In 1861 Jonathan and his wife lived at 378 Scotland Road, Liverpool.  He was a grocer in 1861 and a beer retailer in 1865

Scotland Road, Liverpool c1913
Scotland Rd, Liverpool c1913

The area in which he was living had some of the worst slums in the North West.  According to Liverpool’s first Medical Officer of Health in 1846, about half of the population of Liverpool were living in crowded, insanitary courtyards.  They would often share just a single water pipe in the street and a couple of toilets, often several yards from their home.

An American writer, Nathaniel Hawthorne, who was United States Consul in Liverpool in 1852 wrote about his first impressions of the slums.

Describing a child in the street gazing into a shop window he describes the substandard food a poor person might just be able to afford.

“The child’s face with dark, knowing eyes gleaming through the dirt like sunshine through a dusty window pane;  at a provisions-shop, the little heaps of selvages and corners, snipt off from points and steaks”.

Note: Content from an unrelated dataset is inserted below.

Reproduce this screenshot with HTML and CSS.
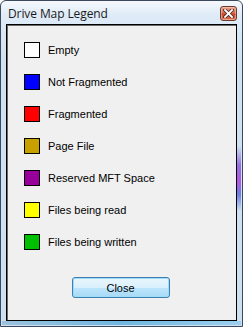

A slum child would never know the taste of a steak.  He also noted that when walking in Liverpool every two or three steps there would be a gin shop.  He described the area as,

“inhabited by poorer classes filthy in clothes and person, ragged, pale and often affected with humors [watery eyes];  women nursing their babies at dirty bosoms;  men haggard, drunken, careworn, hopeless, but with a kind of patience, as if all this were the rule of their life.  Groups would stand or sit talking together, around the door-steps, or in the descent of a cellar;  often a quarrel is going on in one group, for which the next group cares little or nothing”.

The water supply was bad and the cause of many cholera outbreaks.  At least the water in the beer had been boiled and was safer to drink for both adults and children, the beer in those days being less strong than it is today.  Therefore, it could be argued that although excessive use of the beer house may result in extreme poverty for the family, in moderation it could be an escape from the horrific conditions most people lived in and safer to drink than water.

Housing was poor with infestations of bugs and fleas, and streaming walls because of poor ventilation.  When the poor could afford to buy food it was often adulterated by the shopkeeper, for example sawdust would be added to sugar and unimaginable things added to sausages!

Health was, of course, extremely poor and it is easy to see why Abraham Hume, the vicar of Vauxhall in Liverpool decided to collect statistics of the health of his parishioners.

In 1858,

83 died of fever

219 died of smallpox

120 died of convulsions

28 died of decay of age

2 died of drunkenness

358 died of consumption (tuberculosis)

It is interesting that tuberculosis, a disease of the poor, is once again in 2008 increasing in this country (and with a Labour government, supposedly a party for the poor, in power!)